All the great spiritual traditions know this, but our Western scientific tradition has forgotten it. Slowly, complexity science is correcting this mistake. When Alyssa Milano tweets the new numbers of the “MeToo” conversation, she reveals something about herself. When a troll trashes “MeToo”, he exposes more about himself. When my niece dismisses “MeToo” for a day at the beach, she reveals as well. My discussion here about “MeToo” is now part of the conversation, and as much as it makes “MeToo” known, it likely reveals more about me. “MeToo” has its own agency, and it stains me as much or more than I stain it. I cannot try to understand it—or at least I cannot try to engage it elegantly—without becoming something else forever entangled in “MeToo”. Likewise, “MeToo” is now something else, stained however slightly by me. There is no away for either of us.

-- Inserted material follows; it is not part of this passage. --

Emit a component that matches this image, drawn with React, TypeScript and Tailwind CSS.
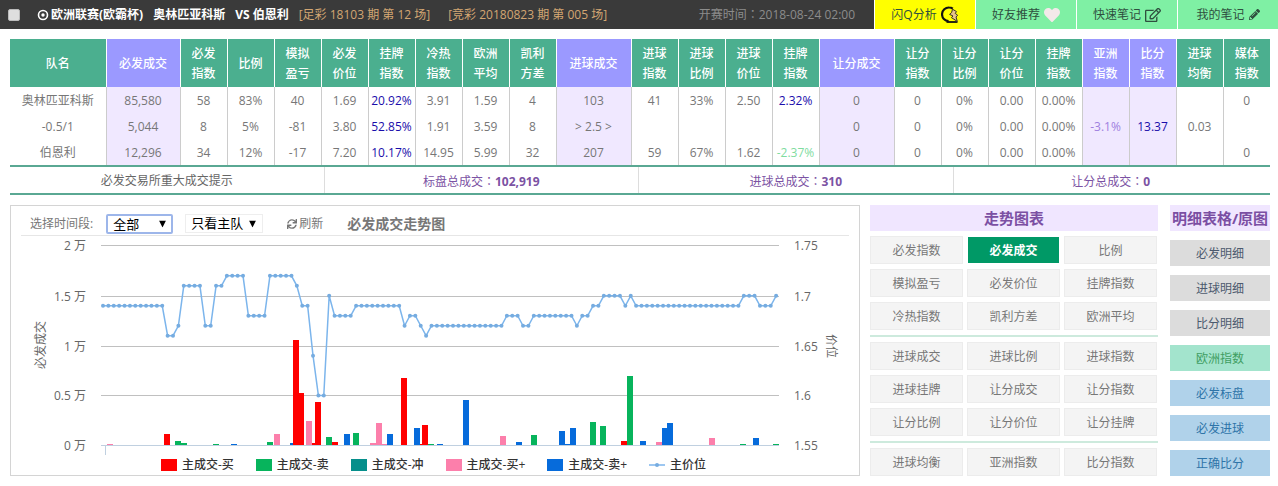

And now there is no away for you, my reader, as you, too, are stained by “MeToo” and by me.

I’ve come to think that all texts have always been like "MeToo", have been hyperobjects. The Shakespeare texts are certainly hyperobjects, his memes having spread throughout not only English culture but world culture. We are stained by Shakespeare, and in turn, his texts are stained by us. They are rhizomes spreading in the rich soil of society, but as this Google Ngram Viewer shows, it has taken hundreds of years for the “sound and fury” meme to percolate through the print substrate to reach most every literate English-speaking person alive, the phrase peaking in English texts about 1950 after an initial spike in the 1640s.

In contrast, “MeToo” has saturated culture almost as much within a matter of weeks. Thus, while we could avoid the hyperobject nature of a Shakespearian text in the slow age of print, we cannot avoid the hyperobject nature of “MeToo” in the hyperfast age of social media. I think, then, that I will have to re-read Shakespeare, this time not as a discrete, self-contained object that I can analyze but as a viscous, nonlocal, undulating, and constantly phasing hyperobject that reveals as much about myself as it does about Hamlet.